Comme dans toute reconstitution policière digne de ce nom, des silhouettes de cadavres ont été dessinées à la craie sur le plateau. Lorsque débute la pièce, le chorégraphe et danseur est à même le sol et dessine autour de lui, à la craie aussi, un cercle qui semble autant l’emprisonner qu’il ne dessine la rotation même de la terre. Puis la verticalité succède à l’horizontalité et Mohamed Fouad fait la démonstration de toute la prouesse technique qui est la sienne. L’impression d’être pourtant sur le fil du rasoir ne nous quitte pas ; le danseur privilégiant des couloirs étroits pour esquisser le mouvement d’un corps toujours prêt à chanceler, peut-être sous l’afflux d’une balle perdue, allez savoir !

Une fausse interaction


C’est alors que la pièce opère un virage à 180 degrés. Le danseur interrompt sa danse et adresse au spectateur la liste de tout ce que le spectacle ne sera pas. « This is not about » scande anaphoriquement le début de chaque phrase et, en effet, il ne sera question ni de guerre, ni de Donald Trump ni du craquant du dernier morceau de poulet KFC. Le spectateur est alors mis à contribution. Si le spectacle doit continuer, il lui faudra payer de sa poche. La légèreté semble de mise, mais en filigrane, on comprend peu à peu qu’il s’agit de nous offrir en miroir le portrait d’une société dans laquelle non seulement tout se rétribue ou s’achète, mais où règne une corruption généralisée qui prend les faux airs du divertissement le plus inconséquent.
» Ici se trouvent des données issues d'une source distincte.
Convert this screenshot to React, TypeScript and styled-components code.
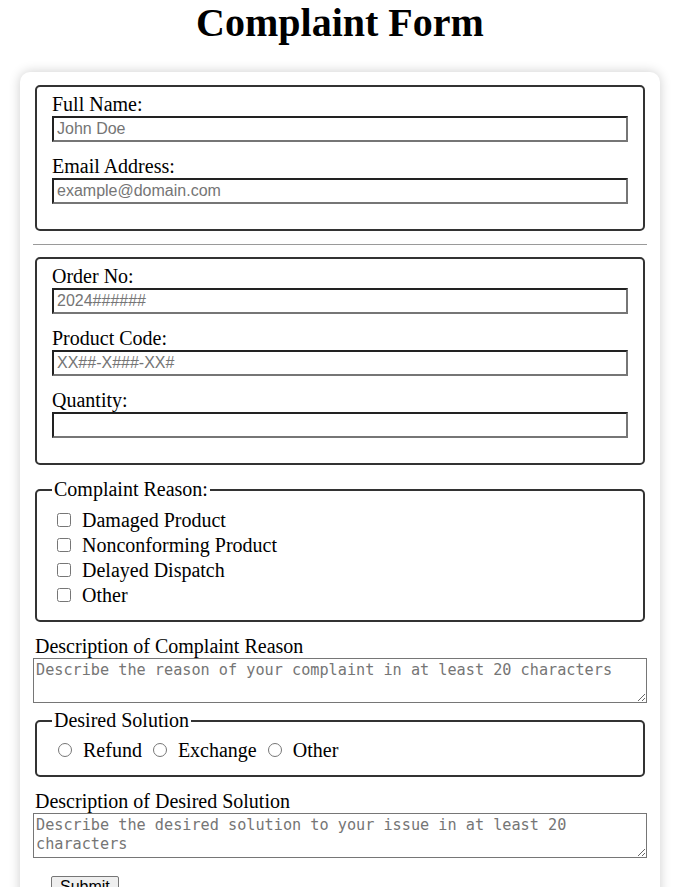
import React from "react";
import styled, { createGlobalStyle } from "styled-components";

const GlobalStyle = createGlobalStyle`
  body {
    margin: 0;
    background: #ffffff;
    font-family: "Liberation Serif", "Times New Roman", serif;
    font-size: 20px;
    color: #000;
  }
`;

const Page = styled.div`
  padding: 0 20px;
`;

const Wrapper = styled.div`
  max-width: 640px;
`;

const Title = styled.h1`
  margin: 0 0 26px;
  font-size: 40px;
  line-height: 46px;
  font-weight: bold;
  text-align: center;
`;

const Card = styled.form`
  background: #ffffff;
  border-radius: 10px;
  box-shadow: 0 0 12px rgba(0, 0, 0, 0.2);
  padding: 13px;
`;

const Group = styled.fieldset<{ $padTop?: number }>`
  margin: 0 2px 13px;
  border: 2px solid #333333;
  border-radius: 5px;
  padding: ${(p) => p.$padTop ?? 6}px 15px 12px;
  min-width: 0;
`;

const Legend = styled.legend`
  padding: 0 2px;
  font-size: 20px;
  line-height: 23px;
`;

const Field = styled.div`
  margin-bottom: 13px;
`;

const Label = styled.label`
  display: block;
  line-height: 23px;
`;

const TextInput = styled.input`
  display: block;
  width: 100%;
  box-sizing: border-box;
  height: 26px;
  margin: 0;
  border: 2px solid;
  border-color: #222222 #767676 #767676 #222222;
  padding: 2px 3px;
  font-family: "Liberation Sans", Arial, sans-serif;
  font-size: 16px;
  background: #fff;
  &::placeholder {
    color: #757575;
  }
`;

const Divider = styled.hr`
  margin: 0 0 12px;
  border: 0;
  border-top: 1px solid #9a9a9a;
  height: 0;
`;

const CheckRow = styled.label`
  display: flex;
  align-items: center;
  height: 25px;
  line-height: 23px;
`;

const Box = styled.input`
  width: 14px;
  height: 14px;
  margin: 0 11px 2px 5px;
`;

const RadioRow = styled.div`
  display: flex;
  align-items: center;
  height: 25px;
  line-height: 23px;
`;

const RadioOption = styled.label`
  display: flex;
  align-items: center;
  margin-right: 5px;
`;

const Radio = styled.input`
  width: 14px;
  height: 14px;
  margin: 0 11px 2px 6px;
`;

const AreaLabel = styled.label`
  display: block;
  padding-left: 2px;
  line-height: 23px;
`;

const TextArea = styled.textarea`
  display: block;
  width: 100%;
  box-sizing: border-box;
  height: 45px;
  margin: 0 0 6px;
  border: 1px solid #767676;
  padding: 2px;
  font-family: "DejaVu Sans Mono", "Liberation Mono", monospace;
  font-size: 15.2px;
  line-height: 19px;
  &::placeholder {
    color: #757575;
  }
`;

const SubmitButton = styled.button`
  margin: 12px 0 0 18px;
  font-family: "Liberation Sans", Arial, sans-serif;
  font-size: 16px;
  padding: 1px 8px;
  border: 1px solid #767676;
  border-radius: 2px;
  background: #efefef;
  color: #000;
`;

const reasons = [
  "Damaged Product",
  "Nonconforming Product",
  "Delayed Dispatch",
  "Other",
];

const solutions = ["Refund", "Exchange", "Other"];

export default function App() {
  return (
    <>
      <GlobalStyle />
      <Page>
        <Wrapper>
          <Title>Complaint Form</Title>
          <Card onSubmit={(e) => e.preventDefault()}>
            <Group>
              <Field>
                <Label htmlFor="name">Full Name:</Label>
                <TextInput id="name" type="text" placeholder="John Doe" />
              </Field>
              <Field>
                <Label htmlFor="email">Email Address:</Label>
                <TextInput id="email" type="email" placeholder="example@domain.com" />
              </Field>
            </Group>
            <Divider />
            <Group>
              <Field>
                <Label htmlFor="order">Order No:</Label>
                <TextInput id="order" type="text" placeholder="2024######" />
              </Field>
              <Field>
                <Label htmlFor="code">Product Code:</Label>
                <TextInput id="code" type="text" placeholder="XX##-X###-XX#" />
              </Field>
              <Field>
                <Label htmlFor="qty">Quantity:</Label>
                <TextInput id="qty" type="number" />
              </Field>
            </Group>
            <Group $padTop={7}>
              <Legend>Complaint Reason:</Legend>
              {reasons.map((r) => (
                <CheckRow key={r}>
                  <Box type="checkbox" name="reason" value={r} />
                  {r}
                </CheckRow>
              ))}
            </Group>
            <AreaLabel htmlFor="reasonDesc">Description of Complaint Reason</AreaLabel>
            <TextArea
              id="reasonDesc"
              placeholder="Describe the reason of your complaint in at least 20 characters"
            />
            <Group>
              <Legend>Desired Solution</Legend>
              <RadioRow>
                {solutions.map((s) => (
                  <RadioOption key={s}>
                    <Radio type="radio" name="solution" value={s} />
                    {s}
                  </RadioOption>
                ))}
              </RadioRow>
            </Group>
            <AreaLabel htmlFor="solutionDesc">Description of Desired Solution</AreaLabel>
            <TextArea
              id="solutionDesc"
              placeholder="Describe the desired solution to your issue in at least 20 characters"
            />
            <SubmitButton type="submit">Submit</SubmitButton>
          </Card>
        </Wrapper>
      </Page>
    </>
  );
}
Lorsque le chorégraphe invitera une spectatrice à le gifler, moyennant une maigre rétribution, le spectacle prendra la forme non d’une reconstitution policière mais d’un dévoilement de la façon dont la police s’immisce dans la vie de ceux qui en oublient le pouvoir arbitraire et, parfois, meurtrier.

Rendre visible le non-visible

Pas de dommages collatéraux puisqu’il s’agit, bien entendu, d’une pièce dansée. Mais la dialectique opposant le visible au non-visible, le licite à l’illicite, opère tout au long de la pièce. Les interdits sont d’autant plus forts qu’ils ont été intériorisés. Sous couvert de comédie, Mohamed Fouad nous parle de tous les sujets qui fâchent en terre d’islam et dans la plupart des pays arabes : du désir féminin – admirable seconde partie « plus sexy » avertit le danseur, épousant des poses timidement lascives ou se déhanchant avec une rare sensualité –, de l’homosexualité ou de la possibilité de s’embrasser simplement en public. Après que quatre des spectateurs eurent été invités à se coucher à l’emplacement des silhouettes de cadavres dont on comprend alors qu’elles n’avaient pour fonction que de tuer la possibilité même du spectacle – autre nom d’une censure qui ne dit pas son nom –, le chorégraphe s’assoit face au public, devant un écran où défilent en gros plans les plus beaux baisers de l’histoire du cinéma.

Le danseur se met à rêver à un happy end que la société patriarcale et répressive vers laquelle tout fait signe lui interdit de vivre. Puis, il raconte, en arabe, un souvenir personnel lié à son premier séjour en Europe. Son seul désir : embrasser en public. Alors que la représentation du Caire réalisait ce rêve d’adolescent, les spectateurs d’Avignon imagineront ce qu’un tel interdit recouvre. Absolument magistral !

Festival d’Avignon Off. « Without damage » de Mohamed Fouad, théâtre de la Manufacture, château de Saint-Chamand, du 16 au 24 juillet 2018.